Roman Giertych stwierdził, że z komputera jednego z ekspertów zespołu Macierewicza wysyłano antysemickie komentarze. Fot. Wojciech Olkuśnik / Agencja Gazeta
Reklama.
Gościem “Faktów po Faktach” był w czwartek Roman Giertych. Komentował opublikowane przez prokuraturę zeznania trzech ekspertów z zespołu Antoniego Macierewicza: chodzi o Wiesława Biniendę, Jana Obrębskiego i Jacka Rońdę. Giertych nie tylko stwierdził, że ujawnione zeznania dyskredytują wszystkich trzech naukowców, ale ujawnił też inny fakt uderzający w zespół Antoniego Macierewicza.

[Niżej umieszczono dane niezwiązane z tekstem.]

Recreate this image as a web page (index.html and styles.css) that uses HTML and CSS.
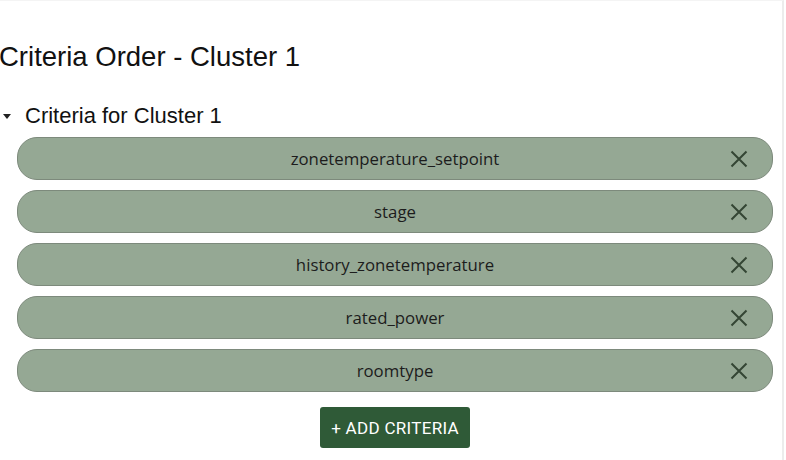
FILE: index.html
```html
<!DOCTYPE html>
<html>
<head>
<meta charset="utf-8">
<link rel="stylesheet" href="styles.css">
</head>
<body>
<div class="page">
  <h1 class="title">Criteria Order - Cluster 1</h1>
  <details class="group" open>
    <summary class="group-head">Criteria for Cluster 1</summary>
    <ul class="list">
      <li class="pill"><span class="pill-text">zonetemperature_setpoint</span><button class="remove" aria-label="Remove"><svg viewBox="0 0 24 24" width="24" height="24"><path d="M4.5 4.5L19.5 19.5M19.5 4.5L4.5 19.5" /></svg></button></li>
      <li class="pill"><span class="pill-text">stage</span><button class="remove" aria-label="Remove"><svg viewBox="0 0 24 24" width="24" height="24"><path d="M4.5 4.5L19.5 19.5M19.5 4.5L4.5 19.5" /></svg></button></li>
      <li class="pill"><span class="pill-text">history_zonetemperature</span><button class="remove" aria-label="Remove"><svg viewBox="0 0 24 24" width="24" height="24"><path d="M4.5 4.5L19.5 19.5M19.5 4.5L4.5 19.5" /></svg></button></li>
      <li class="pill"><span class="pill-text">rated_power</span><button class="remove" aria-label="Remove"><svg viewBox="0 0 24 24" width="24" height="24"><path d="M4.5 4.5L19.5 19.5M19.5 4.5L4.5 19.5" /></svg></button></li>
      <li class="pill"><span class="pill-text">roomtype</span><button class="remove" aria-label="Remove"><svg viewBox="0 0 24 24" width="24" height="24"><path d="M4.5 4.5L19.5 19.5M19.5 4.5L4.5 19.5" /></svg></button></li>
    </ul>
    <div class="actions">
      <button class="add-btn">+ ADD CRITERIA</button>
    </div>
  </details>
</div>
</body>
</html>
```

FILE: styles.css
```css
html, body {
  margin: 0;
  padding: 0;
  background: #fff;
}
.page {
  width: 784px;
  height: 460px;
  box-sizing: border-box;
  border-right: 2px solid #ececec;
  border-top: 1px solid #f4f4f4;
  overflow: hidden;
  font-family: "Liberation Sans", Arial, sans-serif;
  color: #111;
}
.title {
  margin: 39px 0 0 -1px;
  font-size: 27.5px;
  font-weight: 400;
  line-height: 34px;
}
.group {
  margin-top: 28px;
}
.group-head {
  font-size: 22px;
  line-height: 28px;
  padding-left: 3px;
  cursor: pointer;
  list-style: none;
  display: flex;
  align-items: center;
}
.group-head::-webkit-details-marker { display: none; }
.group-head::before {
  content: "";
  width: 0;
  height: 0;
  border-left: 4px solid transparent;
  border-right: 4px solid transparent;
  border-top: 5px solid #222;
  margin: 0 14px 0 0;
}
.list {
  list-style: none;
  margin: 7px 0 0 17px;
  padding: 0;
  width: 756px;
  display: flex;
  flex-direction: column;
  gap: 10px;
}
.pill {
  height: 43px;
  box-sizing: border-box;
  border: 1px solid #7d8a7c;
  border-radius: 20px;
  background: #95a894;
  display: flex;
  align-items: center;
  position: relative;
  font-family: "Open Sans", "Noto Sans", sans-serif;
  font-size: 16.8px;
  color: #1c1c1c;
}
.pill-text {
  flex: 1;
  text-align: center;
}
.remove {
  position: absolute;
  right: 21px;
  top: 50%;
  transform: translateY(-50%);
  background: none;
  border: 0;
  padding: 0;
  width: 24px;
  height: 24px;
  display: flex;
}
.remove svg path {
  stroke: #344634;
  stroke-width: 2;
  fill: none;
}
.actions {
  display: flex;
  justify-content: center;
  margin: 15px 0 0 17px;
  width: 756px;
}
.add-btn {
  width: 150px;
  height: 41px;
  background: #2f5a37;
  color: #fff;
  border: 0;
  border-radius: 3px;
  font-family: Roboto, sans-serif;
  font-size: 17px;
  letter-spacing: 0.3px;
}
```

Giertych stwierdził, że widział dowody na to, iż z komputera jednego z ekspertów wysyłano wulgarne i antysemickie komentarze odnoszące się do opublikowanego w internecie artykułu.
Roman Giertych

Pojawił się dowód, wskazujący na to że z komputera jednego z tych trzech tzw. ekspertów, których media teraz eksponują, były wysyłane komentarze pod artykuły prasowe o charakterze antysemickim i wulgarnym.


Były lider LPR nie chciał zdradzić, o którym konkretnie ekspercie mówi. Doprecyzował jednak, że to jeden z trójki Binienda, Obrębski, Rońda oraz że komentarze wysłano z Polski.